Supplied records:
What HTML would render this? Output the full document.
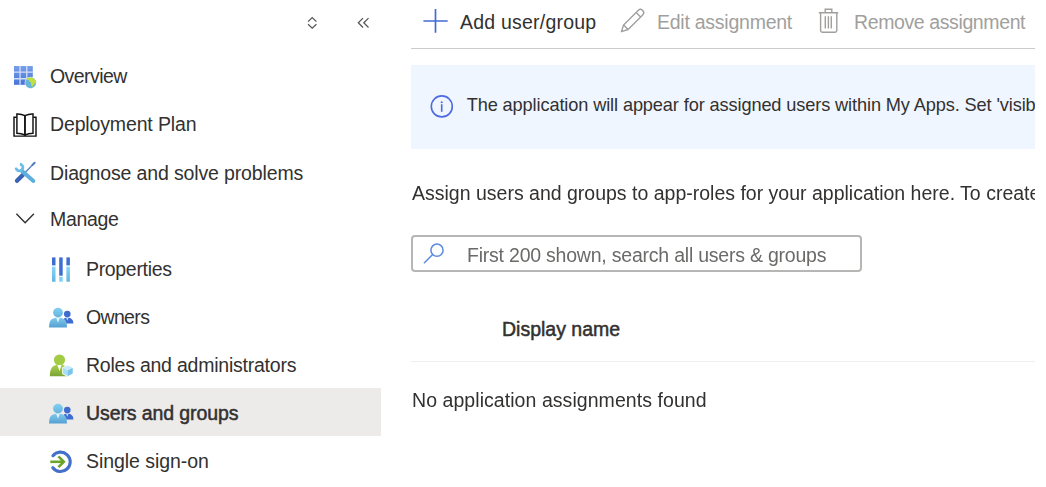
<!DOCTYPE html>
<html><head><meta charset="utf-8">
<style>
html,body{margin:0;padding:0;background:#fff;}
body{width:1046px;height:487px;overflow:hidden;position:relative;font-family:"Liberation Sans",sans-serif;color:#323130;}
.t{position:absolute;white-space:nowrap;line-height:24px;}
.ab{position:absolute;}
#ic{position:absolute;left:0;top:0;}
</style></head><body>
<div class="ab" style="left:0;top:388px;width:381px;height:48px;background:#edebe9;"></div>
<div class="ab" style="left:411px;top:48px;width:624px;height:1px;background:#cbcbcb"></div>
<div class="ab" style="left:411px;top:65px;width:624px;height:84px;background:#f0f6ff;"></div>
<div class="ab" style="left:411px;top:235px;width:447px;height:33px;border:2px solid #b8b6b4;border-radius:4px"></div>
<div class="ab" style="left:411px;top:361px;width:624px;height:1px;background:#f1f0ef"></div>
<div class="ab" style="left:411px;top:60px;width:624px;height:160px;overflow:hidden">
 <div class="t" id="bt" style="left:55.7px;top:32.59px;font-size:18.2px;letter-spacing:-0.12px">The application will appear for assigned users within My Apps. Set 'visible to users?' to no in properties to prevent this.</div>
 <div class="t" id="as" style="will-change:transform;left:0.7px;top:121.24px;font-size:19.5px;letter-spacing:0px">Assign users and groups to app-roles for your application here. To create new app-roles for this application, use the application registration.</div>
</div>
<div class="t" style="left:50px;top:64.24px;font-size:19.5px;letter-spacing:-0.55px;color:#323130">Overview</div>
<div class="t" style="left:50px;top:112.24px;font-size:19.5px;letter-spacing:-0.14px;color:#323130">Deployment Plan</div>
<div class="t" style="left:50px;top:161.24px;font-size:19.5px;letter-spacing:-0.14px;color:#323130">Diagnose and solve problems</div>
<div class="t" style="left:50px;top:206.94px;font-size:19.5px;letter-spacing:-0.3px;color:#323130">Manage</div>
<div class="t" style="left:86px;top:257.24px;font-size:19.5px;letter-spacing:-0.33px;color:#323130">Properties</div>
<div class="t" style="left:86px;top:304.84px;font-size:19.5px;letter-spacing:-0.66px;color:#323130">Owners</div>
<div class="t" style="left:86px;top:353.04px;font-size:19.5px;letter-spacing:-0.23px;color:#323130">Roles and administrators</div>
<div class="t" style="left:86px;top:400.94px;font-size:19.5px;letter-spacing:-0.1px;-webkit-text-stroke:0.5px currentColor;color:#323130">Users and groups</div>
<div class="t" style="left:86px;top:449.24px;font-size:19.5px;letter-spacing:-0.06px;color:#323130">Single sign-on</div>
<div class="t" style="left:460px;top:9.94px;font-size:19.5px;letter-spacing:0.22px;color:#323130">Add user/group</div>
<div class="t" style="left:657px;top:9.94px;font-size:19.5px;letter-spacing:-0.25px;color:#a19f9d">Edit assignment</div>
<div class="t" style="left:854px;top:9.94px;font-size:19.5px;letter-spacing:-0.39px;color:#a19f9d">Remove assignment</div>
<div class="t" style="will-change:transform;left:467px;top:243.04px;font-size:19.5px;letter-spacing:-0.22px;color:#6b6a69">First 200 shown, search all users &amp; groups</div>
<div class="t" style="left:502px;top:317.34px;font-size:19.5px;letter-spacing:0px;-webkit-text-stroke:0.5px currentColor;color:#323130">Display name</div>
<div class="t" style="will-change:transform;left:412px;top:388.04px;font-size:19.5px;letter-spacing:0.06px;color:#323130">No application assignments found</div>
<svg id="ic" width="1046" height="487" viewBox="0 0 1046 487">
 <defs>
  <linearGradient id="gGrid" gradientUnits="userSpaceOnUse" x1="0" y1="66" x2="0" y2="85"><stop offset="0" stop-color="#77a0ea"/><stop offset="1" stop-color="#4673d6"/></linearGradient>
  <linearGradient id="gLight" x1="0" y1="0" x2="0" y2="1"><stop offset="0" stop-color="#86d6f7"/><stop offset="1" stop-color="#62b4e0"/></linearGradient>
  <linearGradient id="gPerson" x1="0" y1="0" x2="0" y2="1"><stop offset="0" stop-color="#7fcaee"/><stop offset="1" stop-color="#56a0d2"/></linearGradient>
  <linearGradient id="gHead" x1="0" y1="0" x2="0" y2="1"><stop offset="0" stop-color="#82d0f2"/><stop offset="1" stop-color="#66b2de"/></linearGradient>
  <linearGradient id="gGreen" x1="0" y1="0" x2="0" y2="1"><stop offset="0" stop-color="#a9d24a"/><stop offset="1" stop-color="#7aa436"/></linearGradient>
 </defs>
 <!-- top chevrons -->
 <path d="M308.1 21.6 L312.2 17.6 L316.4 21.6 M308.1 24.3 L312.2 28.1 L316.4 24.3" fill="none" stroke="#555" stroke-width="1.25"/>
 <path d="M363 18.1 L358.3 22.8 L363 27.5 M368.5 18.1 L363.8 22.8 L368.5 27.5" fill="none" stroke="#555" stroke-width="1.25"/>
 <!-- overview grid -->
 <rect x="14" y="66" width="18.8" height="18.8" fill="url(#gGrid)"/>
 <path d="M20.05 66 V84.8 M26.75 66 V84.8 M14 72.05 H32.8 M14 78.75 H32.8" stroke="#d3def5" stroke-width="1.3"/>
 <circle cx="30.6" cy="82.8" r="6" fill="#e9f0fb"/>
 <circle cx="30.6" cy="82.8" r="5.4" fill="#66b4da"/>
 <path d="M26.4 78.6 Q28.8 77.3 31.5 77.5 Q34.2 78.2 35.6 80.6 L35.9 82.8 L34.6 83.8 L33.2 85.4 L32.2 87.2 L31.2 85.2 L30.8 82.6 L29.4 81.2 L28.8 79.9 L27.2 79.8 Z" fill="#bfe03e"/>
 <!-- book -->
 <g fill="none" stroke="#111" stroke-width="1.45" stroke-linejoin="miter">
  <path d="M16.6 117.3 H14 V136.1 H36 V117.3 H33.3"/>
  <path d="M16.9 114 Q21.3 113.8 24.95 115.6 V135 Q21.3 133.3 16.9 133.2 Z"/>
  <path d="M33 114 Q28.6 113.8 24.95 115.6 V135 Q28.6 133.3 33 133.2 Z"/>
 </g>
 <!-- wrench -->
 <line x1="17" y1="180.8" x2="22.8" y2="175" stroke="#3b64b6" stroke-width="4.4" stroke-linecap="round"/>
 <line x1="22.5" y1="175.3" x2="33.8" y2="163.6" stroke="#4a7cc4" stroke-width="1.35"/>
 <line x1="32.3" y1="165.1" x2="34.6" y2="162.8" stroke="#4a7cc4" stroke-width="2" stroke-linecap="round"/>
 <line x1="21.5" y1="170.5" x2="33.4" y2="181" stroke="#5eaede" stroke-width="3.9" stroke-linecap="round"/>
 <path d="M19.9 164.1 A3.45 3.45 0 1 1 16 167.6" fill="none" stroke="#6cbde8" stroke-width="2.7"/>
 <!-- manage chevron -->
 <path d="M16.4 213.7 L25.15 222.7 L33.9 213.7" fill="none" stroke="#323130" stroke-width="1.4"/>
 <!-- properties -->
 <g>
  <rect x="52" y="257.4" width="3.5" height="8" fill="#3f6ed2"/><rect x="52" y="266.7" width="3.5" height="15" fill="url(#gLight)"/>
  <rect x="59.2" y="257.4" width="3.5" height="18.3" fill="#3f6ed2"/><rect x="59.2" y="276.8" width="3.5" height="4.9" fill="#7fd0f5"/>
  <rect x="66.4" y="257.4" width="3.5" height="8" fill="#3f6ed2"/><rect x="66.4" y="266.7" width="3.5" height="15" fill="url(#gLight)"/>
 </g>
 <!-- owners / users -->
 <g id="ppl">
  <circle cx="67.3" cy="314" r="3.3" fill="#3e6bd0"/>
  <path d="M63 323.6 V320.6 Q63.6 317.6 67.3 317.6 Q70.8 317.6 72.6 320 Q73.4 321.5 73.4 323.6 Z" fill="#3f6cd0"/>
  <path d="M66.2 317.8 L67.3 320.8 L68.4 317.8 Z" fill="#cfe6fa"/>
  <circle cx="58" cy="312.6" r="4.9" fill="url(#gHead)"/>
  <path d="M49 327.4 Q49 321 52 319 Q54.5 317.5 58 317.5 Q61.5 317.5 64 319 Q67 321 67 327.4 Z" fill="url(#gPerson)"/>
  <path d="M56.2 317.7 L58 322.8 L59.8 317.7 Z" fill="#e4f5fd"/>
 </g>
 <use href="#ppl" y="96"/>
 <!-- roles -->
 <circle cx="59.5" cy="360" r="5.6" fill="#a3cc45"/>
 <path d="M49.9 376.3 Q49.7 368.5 53.5 366 Q56.3 364.6 59.5 364.6 Q62.8 364.6 65.5 366 Q69 368 69.2 376.3 Z" fill="url(#gGreen)"/>
 <path d="M57.4 365 L59.5 371 L61.6 365 Z" fill="#fff"/>
 <path d="M67.8 364.6 L73.4 367.6 V374 L67.8 377 L62.2 374 V367.6 Z" fill="#fff"/>
 <path d="M67.8 365.6 L72.6 368.1 V373.6 L67.8 376.1 L63 373.6 V368.1 Z" fill="#a6ddf8"/>
 <path d="M67.8 365.6 L72.6 368.1 L67.8 370.6 L63 368.1 Z" fill="#c8ecfc"/>
 <path d="M72.6 368.1 V373.6 L67.8 376.1 V370.6 Z" fill="#7cc3ea"/>
 <!-- sso -->
 <path d="M52.96 455.7 A9.7 9.7 0 1 1 52.8 467.7" fill="none" stroke="#4470cc" stroke-width="3.1" stroke-linecap="round"/>
 <path d="M50.3 461.8 H64" stroke="#6aa428" stroke-width="2.6"/>
 <path d="M58.4 456.4 L63.8 461.8 L58.4 467.2" fill="none" stroke="#6aa428" stroke-width="2.6"/>
 <!-- toolbar -->
 <path d="M423.4 21 H447.7 M435.5 9.1 V32.8" stroke="#426cd4" stroke-width="1.7"/>
 <g transform="translate(621.4 31.7) rotate(-45)" fill="none" stroke="#a19f9d" stroke-width="1.35" stroke-linejoin="round">
  <path d="M0 0 L6.3 -3.2 H26.9 A3.2 3.2 0 0 1 26.9 3.2 H6.3 Z M6.3 -3.2 V3.2 M24 -3.2 V3.2"/>
 </g>
 <g fill="none" stroke="#a19f9d" stroke-width="1.4">
  <path d="M818.8 12.8 H838.2 M825.2 12.8 V9.2 H831.8 V12.8"/>
  <path d="M820.6 12.8 V30.6 Q820.6 32.3 822.3 32.3 H835.1 Q836.8 32.3 836.8 30.6 V12.8"/>
  <path d="M825.3 16.2 V28.4 M828.4 16.2 V28.4 M831.3 16.2 V28.4"/>
 </g>
 <!-- info -->
 <circle cx="441.8" cy="106.4" r="10.5" fill="none" stroke="#4d6ae0" stroke-width="1.6"/>
 <circle cx="441.7" cy="102.2" r="1.05" fill="#4d6ae0"/>
 <path d="M441.7 104.2 V111.8" stroke="#4d6ae0" stroke-width="1.6"/>
 <!-- search -->
 <circle cx="437" cy="250.2" r="6.1" fill="none" stroke="#5e8ce2" stroke-width="1.55"/>
 <path d="M432.7 254.5 L424.4 262.8" stroke="#5e8ce2" stroke-width="1.55" stroke-linecap="round"/>
</svg>
</body></html>
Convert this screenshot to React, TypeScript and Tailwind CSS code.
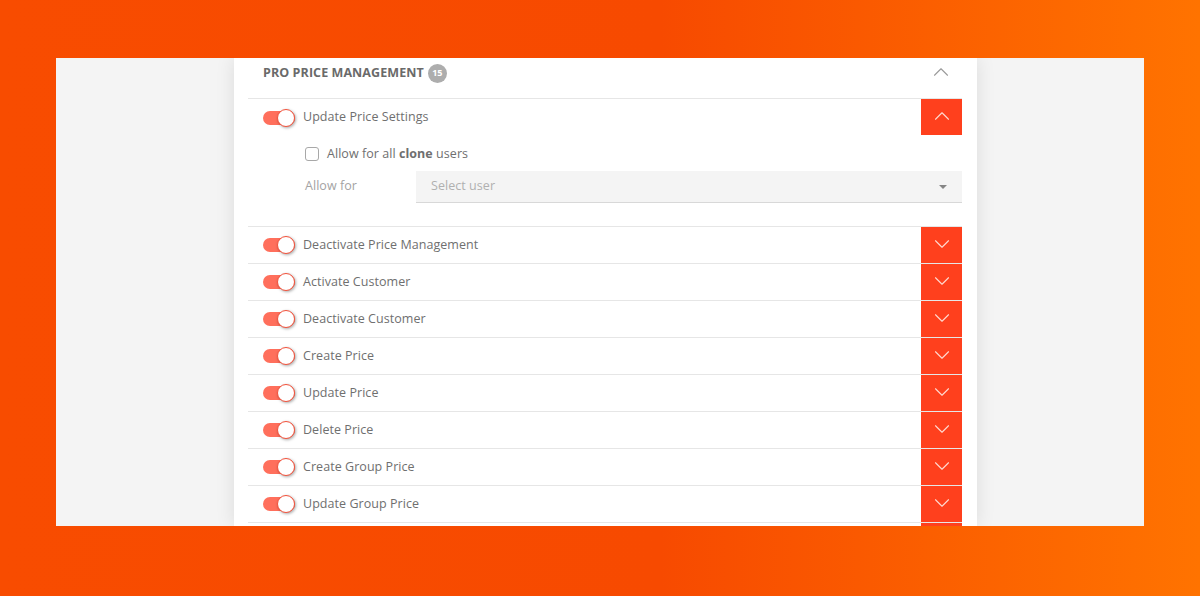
import React from "react";
import { ChevronDown, ChevronUp } from "lucide-react";

const rows = [
  "Deactivate Price Management",
  "Activate Customer",
  "Deactivate Customer",
  "Create Price",
  "Update Price",
  "Delete Price",
  "Create Group Price",
  "Update Group Price",
];

const Toggle = () => (
  <div className="relative h-[14px] w-[32px] shrink-0 rounded-full bg-[#ff6f5c]">
    <div className="absolute -top-[2px] right-0 h-[18px] w-[18px] rounded-full border-[1.5px] border-[#f4513a] bg-white shadow-[1px_1px_3px_rgba(0,0,0,0.35)]" />
  </div>
);

const Row = ({ label }: { label: string }) => (
  <div className="flex h-[37px] items-start border-b border-[#e6e6e6]">
    <div className="ml-[15px] flex h-[36px] items-center">
      <Toggle />
    </div>
    <span className="ml-[8px] mt-[8px] text-[12.5px] leading-[20px] tracking-[0.05px] text-[#6f6f6f]">
      {label}
    </span>
    <button className="ml-auto flex h-[36px] w-[41px] items-center justify-center bg-[#ff401d] pb-[2px] text-[#ffd9d0]">
      <ChevronDown size={26} strokeWidth={1} />
    </button>
  </div>
);

export default function App() {
  return (
    <div className="h-[596px] w-[1200px] overflow-hidden bg-linear-to-r/srgb from-[#f84c00] via-[#f74a00] via-55% to-[#ff7300] pl-[56px] pt-[58px] font-['Open_Sans','Noto_Sans',sans-serif]">
      <div className="h-[468px] w-[1088px] overflow-hidden bg-[#f4f4f4] pl-[178px]">
        <div className="h-full w-[743px] bg-white pl-[14px] pr-[15px] shadow-[0_0_18px_rgba(0,0,0,0.1)]">
          <div className="flex h-[41px] items-center border-b border-[#e6e6e6] pb-[10px] pl-[15px]">
            <span className="text-[12.5px] font-bold tracking-[0.08px] text-[#6a6a6a]">
              PRO PRICE MANAGEMENT
            </span>
            <span className="ml-[4px] flex h-[19px] w-[19px] items-center justify-center rounded-full bg-[#adadad] text-[9px] font-bold text-white">
              15
            </span>
            <ChevronUp size={26} strokeWidth={1} className="mb-[2px] ml-auto mr-[8px] text-[#9a9a9a]" />
          </div>

          <div className="h-[128px] border-b border-[#e6e6e6]">
            <div className="flex h-[36px] items-start">
              <div className="ml-[15px] flex h-[36px] items-center pt-[1px]">
                <Toggle />
              </div>
              <span className="ml-[8px] mt-[8px] text-[12.5px] leading-[20px] tracking-[0.05px] text-[#6f6f6f]">
                Update Price Settings
              </span>
              <button className="ml-auto flex h-[36px] w-[41px] items-center justify-center bg-[#ff401d] pb-[2px] text-[#ffd9d0]">
                <ChevronUp size={26} strokeWidth={1} />
              </button>
            </div>
            <div className="ml-[57px] mt-[9px] flex h-[20px] items-center">
              <div className="h-[14px] w-[14px] rounded-[3px] border border-[#a8a8a8] bg-white" />
              <span className="ml-[8px] text-[12.5px] tracking-[0.05px] text-[#6f6f6f]">
                Allow for all <b className="font-bold">clone</b> users
              </span>
            </div>
            <div className="ml-[57px] mt-[7px] flex items-center">
              <span className="mb-[2px] w-[111px] text-[12.5px] tracking-[0.05px] text-[#a3a3a3]">Allow for</span>
              <div className="flex h-[32px] flex-1 items-center justify-between border-b border-[#d8d8d8] bg-[#f4f4f4] pl-[15px] pr-[15px]">
                <span className="text-[12.5px] tracking-[0.05px] text-[#b0b0b0]">Select user</span>
                <div className="mt-[1px] h-0 w-0 border-x-[4px] border-t-[4px] border-x-transparent border-t-[#858585]" />
              </div>
            </div>
          </div>

          {rows.map((label) => (
            <Row key={label} label={label} />
          ))}
          <div className="ml-auto h-[36px] w-[41px] bg-[#ff401d]" />
        </div>
      </div>
    </div>
  );
}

Task instructions: Each line in the listing above that contains "this" should be copied.

Response to the task:
What HTML would render this? Output the full document.
 <div class="t" id="bt" style="left:55.7px;top:32.59px;font-size:18.2px;letter-spacing:-0.12px">The application will appear for assigned users within My Apps. Set 'visible to users?' to no in properties to prevent this.</div>
 <div class="t" id="as" style="will-change:transform;left:0.7px;top:121.24px;font-size:19.5px;letter-spacing:0px">Assign users and groups to app-roles for your application here. To create new app-roles for this application, use the application registration.</div>
Convert this screenshot to React, TypeScript and Tailwind CSS code.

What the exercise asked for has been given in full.